Micro-crédit dans la tourmente

Publié le par Jean-François Anquetil

Voici un article de Julie Delabrosse, du magazine l'Expansion sur le micro-crédit. Cet article concerne principalement les CPGE2 avec lesquels je vais bientôt commencer le cours sur les stratégies de développement. 

Lisez-le attentivement, il nous servira à relativiser les conclusions d'un documentaire que nous verrons ensemble et qui parle d'une jeune indienne qui, grâce à un micro-crédit lui permettant d'acheter un téléphone portable, avait pu développer son entreprise et modifier favorablement sa vie ainsi que celle de son village). 

Retenez le nom de Mohammad Yunus, fondateur de ce mouvement, prix Nobel de la Paix en 2005. A l'origine, le micro-crédit n'était accordé qu'aux femmes ! ! ! ! Or, bien que l'article ne mentionne pas ce qui n'est pas un détail à mes yeux, il semble que le micro-crédit soit accordé aux femmes et/ou aux hommes depuis 2006. Peut-être y-t-il une causalité ? 

Affaire à suivre, je poursuis mon enquête...

Bonne lecture.

Le microcrédit, c'est quoi ?

Il s'agit de crédits accordés sur de petits montants, et de très courtes périodes, à des personnes qui n'ont pas accès aux prêts bancaires classiques. En raison de cette spécificité, les taux d'intérêts de ces crédits sont relativement élevés, de l'ordre de 30 à 70% par an en moyenne.
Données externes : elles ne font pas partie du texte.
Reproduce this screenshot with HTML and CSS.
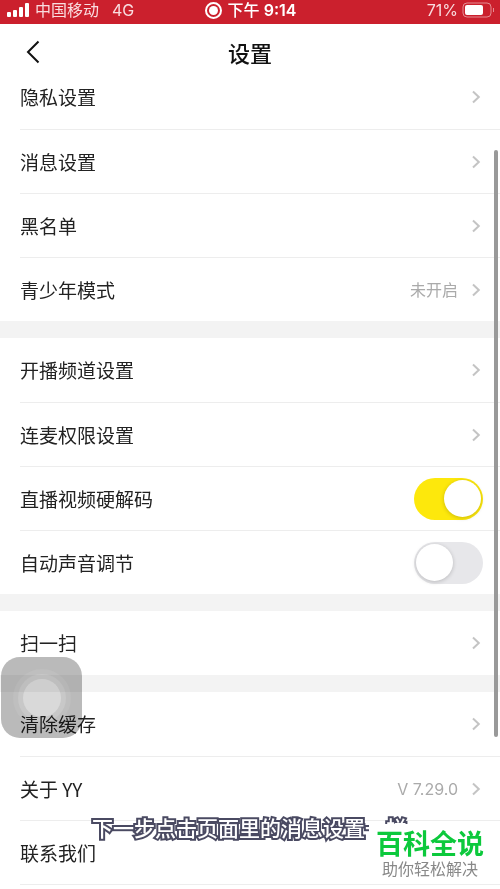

L'idée, qui a été développée il y a plus de 40 ans, a principalement trouvé à s'appliquer dans les pays du Sud, où la majorité des habitants n'a pas de revenus suffisants ou de réelles garanties pour intéresser les banques traditionnelles. Grâce à la microfinance, les ménages les plus modestes bénéficient de prêts pour financer une activité. Avec ce système vertueux, où les plus pauvres peuvent se mettre à emprunter et même à épargner, l'activité se développe, et permet de réduire la pauvreté dans le monde. En 2006, le dispositif prend de l'ampleur et gagne en notoriété grâce au professeur Mohammad Yunus et sa Grameen Bank, créée en 1976 dans le but de proposer des prêts aux pauvres du Bangladesh. Cette année là, l'institution et l'économiste sont sacrés prix Nobel de la paix pour leurs actions dans la microfinance.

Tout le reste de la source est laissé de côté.